Any academic wishing to make his or her home at a university must go through the tenure and promotion process.
As noted in the University of Florida’s regulations, “Two of the most important types of decisions made in the University are those having to do with promotion and tenure; they are the principal means by which the quality of the institution is maintained and developed.”
Tenure is a status granted by the school that “assures the faculty member immunity from reprisals and threats due to an intellectual position or belief which may be unpopular,” while promotion refers to moving through the ranks from assistant to associate to full professor.
At any stage of the process, a faculty member may encounter trouble. For example, his or her tenure and promotion (T&P) packet may not be approved because of insufficient grant funding or unacceptable numbers of publications (or even the perceived quality of the types of journals accepting the publications).
Different colleges within the universities (College of Medicine, College of Liberal Arts & Sciences, etc.) administer T&P applications differently, and the procedure differs depending on whether the faculty member is part of a collective bargaining unit, but in general, the candidate will request that the chair or dean initiate the process.
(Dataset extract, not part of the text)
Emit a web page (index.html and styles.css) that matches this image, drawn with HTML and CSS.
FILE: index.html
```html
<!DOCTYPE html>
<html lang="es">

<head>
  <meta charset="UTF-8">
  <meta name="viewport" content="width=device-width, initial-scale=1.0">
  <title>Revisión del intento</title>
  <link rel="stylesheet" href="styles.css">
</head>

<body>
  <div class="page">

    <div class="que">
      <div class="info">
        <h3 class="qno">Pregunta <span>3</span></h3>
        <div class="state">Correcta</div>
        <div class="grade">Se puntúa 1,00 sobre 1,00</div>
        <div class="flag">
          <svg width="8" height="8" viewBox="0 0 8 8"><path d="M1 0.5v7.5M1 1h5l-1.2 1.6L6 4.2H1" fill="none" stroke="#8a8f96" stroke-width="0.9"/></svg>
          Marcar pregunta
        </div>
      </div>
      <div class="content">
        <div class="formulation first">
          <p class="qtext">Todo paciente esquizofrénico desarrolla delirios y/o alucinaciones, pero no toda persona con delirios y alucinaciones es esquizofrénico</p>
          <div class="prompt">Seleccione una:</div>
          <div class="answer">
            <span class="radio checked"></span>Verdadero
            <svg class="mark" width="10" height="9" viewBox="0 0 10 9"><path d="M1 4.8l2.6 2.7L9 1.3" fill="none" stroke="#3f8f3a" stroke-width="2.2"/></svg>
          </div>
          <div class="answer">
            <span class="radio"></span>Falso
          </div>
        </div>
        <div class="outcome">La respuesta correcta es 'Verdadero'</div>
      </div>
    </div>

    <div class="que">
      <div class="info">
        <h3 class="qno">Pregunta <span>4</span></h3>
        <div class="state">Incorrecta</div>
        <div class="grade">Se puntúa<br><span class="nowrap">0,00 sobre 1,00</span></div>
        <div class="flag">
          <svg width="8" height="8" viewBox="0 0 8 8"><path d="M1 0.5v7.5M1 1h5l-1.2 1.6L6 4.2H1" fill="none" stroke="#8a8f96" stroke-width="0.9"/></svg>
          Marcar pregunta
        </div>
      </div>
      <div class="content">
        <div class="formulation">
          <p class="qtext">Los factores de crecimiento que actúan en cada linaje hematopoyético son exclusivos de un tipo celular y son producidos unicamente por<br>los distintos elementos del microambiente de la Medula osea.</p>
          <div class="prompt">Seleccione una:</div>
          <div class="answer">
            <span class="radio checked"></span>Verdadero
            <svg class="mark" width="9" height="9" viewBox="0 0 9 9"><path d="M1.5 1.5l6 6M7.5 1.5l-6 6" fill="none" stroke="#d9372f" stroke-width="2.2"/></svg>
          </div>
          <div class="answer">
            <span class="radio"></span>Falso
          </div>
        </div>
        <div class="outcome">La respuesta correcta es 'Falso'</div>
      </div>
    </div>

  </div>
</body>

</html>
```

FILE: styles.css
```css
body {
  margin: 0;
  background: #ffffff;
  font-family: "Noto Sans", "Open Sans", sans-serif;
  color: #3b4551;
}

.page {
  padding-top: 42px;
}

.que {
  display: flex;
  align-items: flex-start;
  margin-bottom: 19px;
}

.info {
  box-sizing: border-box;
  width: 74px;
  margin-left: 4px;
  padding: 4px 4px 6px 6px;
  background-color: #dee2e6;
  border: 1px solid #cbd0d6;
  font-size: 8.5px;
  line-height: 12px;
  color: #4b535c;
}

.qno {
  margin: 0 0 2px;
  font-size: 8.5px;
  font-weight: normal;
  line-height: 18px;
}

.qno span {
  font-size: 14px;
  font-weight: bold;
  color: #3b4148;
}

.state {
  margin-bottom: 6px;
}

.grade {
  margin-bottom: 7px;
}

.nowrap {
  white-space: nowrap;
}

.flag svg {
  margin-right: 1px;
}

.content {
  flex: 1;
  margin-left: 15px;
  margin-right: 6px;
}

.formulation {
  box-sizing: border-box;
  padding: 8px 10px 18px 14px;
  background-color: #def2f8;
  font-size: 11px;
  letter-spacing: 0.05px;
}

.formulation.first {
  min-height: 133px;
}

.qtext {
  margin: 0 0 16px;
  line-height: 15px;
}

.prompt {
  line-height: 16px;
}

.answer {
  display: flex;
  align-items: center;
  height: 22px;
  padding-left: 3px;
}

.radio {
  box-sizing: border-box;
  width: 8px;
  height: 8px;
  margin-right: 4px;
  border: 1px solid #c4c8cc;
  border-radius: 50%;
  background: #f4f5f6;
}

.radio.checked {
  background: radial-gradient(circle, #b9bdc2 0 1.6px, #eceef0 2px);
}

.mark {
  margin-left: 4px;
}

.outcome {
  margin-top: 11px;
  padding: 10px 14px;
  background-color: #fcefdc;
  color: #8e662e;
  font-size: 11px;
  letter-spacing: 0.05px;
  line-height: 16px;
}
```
He or she will then create a T&P packet, which serves as a portfolio highlighting the candidate’s accomplishments while at the university.
Packets are evaluated in three main categories: teaching, research and service. An award of tenure requires distinction in at least two areas, usually teaching and research.
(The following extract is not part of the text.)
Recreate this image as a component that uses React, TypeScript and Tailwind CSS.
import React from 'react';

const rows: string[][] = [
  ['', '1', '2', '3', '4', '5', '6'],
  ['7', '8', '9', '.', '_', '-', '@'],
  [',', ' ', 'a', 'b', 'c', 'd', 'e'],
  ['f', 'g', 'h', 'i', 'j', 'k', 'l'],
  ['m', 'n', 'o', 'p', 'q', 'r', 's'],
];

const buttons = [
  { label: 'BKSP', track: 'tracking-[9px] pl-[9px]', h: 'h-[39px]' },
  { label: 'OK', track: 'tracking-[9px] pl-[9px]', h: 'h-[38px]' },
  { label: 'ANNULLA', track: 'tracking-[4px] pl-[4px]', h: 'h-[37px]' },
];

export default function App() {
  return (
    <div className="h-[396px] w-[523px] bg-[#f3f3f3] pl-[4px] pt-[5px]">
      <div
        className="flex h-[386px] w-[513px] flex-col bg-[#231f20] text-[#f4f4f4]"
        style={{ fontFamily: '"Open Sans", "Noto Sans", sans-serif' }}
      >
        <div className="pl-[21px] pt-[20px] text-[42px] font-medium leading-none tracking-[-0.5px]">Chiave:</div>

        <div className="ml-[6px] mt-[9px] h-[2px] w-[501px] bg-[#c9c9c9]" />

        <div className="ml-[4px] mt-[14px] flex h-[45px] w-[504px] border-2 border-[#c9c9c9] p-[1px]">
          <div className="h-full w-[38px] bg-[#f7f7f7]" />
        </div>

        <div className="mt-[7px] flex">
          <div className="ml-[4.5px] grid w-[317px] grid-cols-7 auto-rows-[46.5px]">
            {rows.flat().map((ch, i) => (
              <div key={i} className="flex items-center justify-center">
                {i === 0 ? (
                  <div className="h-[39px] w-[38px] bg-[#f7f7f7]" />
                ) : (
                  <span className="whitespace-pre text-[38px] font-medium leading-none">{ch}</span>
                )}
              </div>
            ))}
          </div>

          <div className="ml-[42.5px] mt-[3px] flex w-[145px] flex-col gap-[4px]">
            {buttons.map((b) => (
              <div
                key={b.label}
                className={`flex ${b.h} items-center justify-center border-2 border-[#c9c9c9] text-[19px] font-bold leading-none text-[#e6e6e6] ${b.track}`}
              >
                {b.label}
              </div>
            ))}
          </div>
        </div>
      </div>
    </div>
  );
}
“Distinction” is defined differently in each college and department.
The packet contains not only the expected background information, but items such as teaching evaluations; a recitation of lectures, presentations, and posters; awards of contracts and grants; recommendation and evaluation letters; narratives outlining service to the university and community; and a history of publications.
In our experience, we see more T&P denials based on publications and grants than anything else.
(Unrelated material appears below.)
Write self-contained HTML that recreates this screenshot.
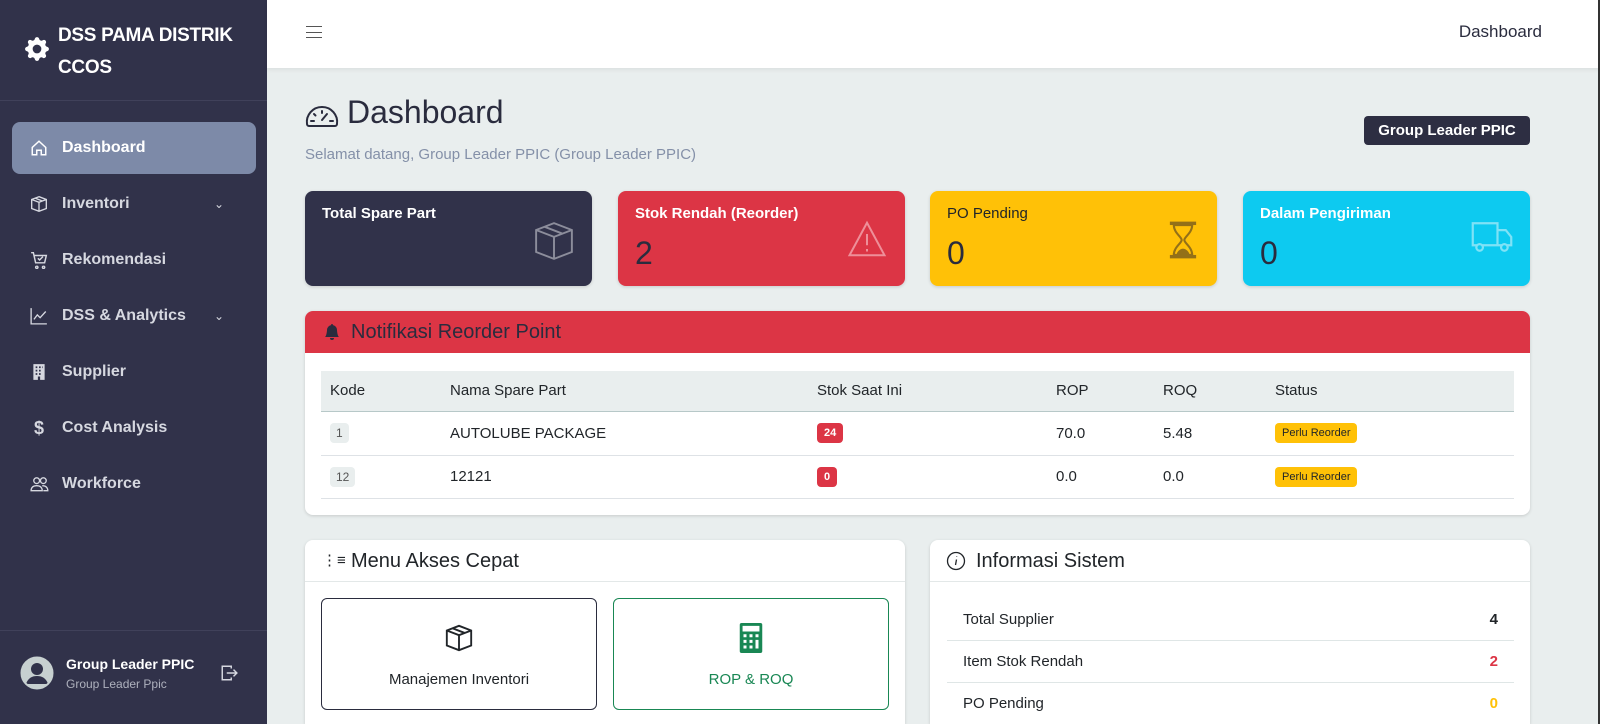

In the publications arena, the priority is on books and refereed journals, preferably as sole or lead author. In general, the hierarchy is:
- Sole authorship of books
- Co-authorship of books
- Editorship of books
- Chapter contributions to books
- Refereed publications
- Non-refereed publications
- Reviews (of others’ work)
- Miscellaneous (media releases, etc.)
It also matters whether a work has actually been published or simply submitted, accepted for publication, or in press.
When it comes to funding, both internal (within the university) and external grants (from organizations outside the university) are considered, as well as whether the grant is a “seed grant” that focuses on new projects or partnerships that have the potential for external funding. Grants secured as a principal investigator carry more weight than those as a co-PI. As with publications, there is a difference between grants that have actually been funded and grants that are pending decision.
Once the packet has been submitted, materials can be added either by the candidate or by others. Questions may be asked by administrators, which must be answered quickly and thoroughly.
Eligible faculty will review the packet and meet to discuss the nomination before voting confidentially. If nominated, the packet then moves to the college level for consideration, where a dean or director and a fact-finding committee conduct another review. Committee members provide written assessments to the dean or director, who will then indicate endorsement (or lack thereof) for the nomination.
If the packet is endorsed, it is passed to the Academic Personnel Board (APB), which reports to the university president on the strengths and weaknesses of the packet. The provost makes the final recommendation to the Board of Trustees, which typically votes on T&P issues in June.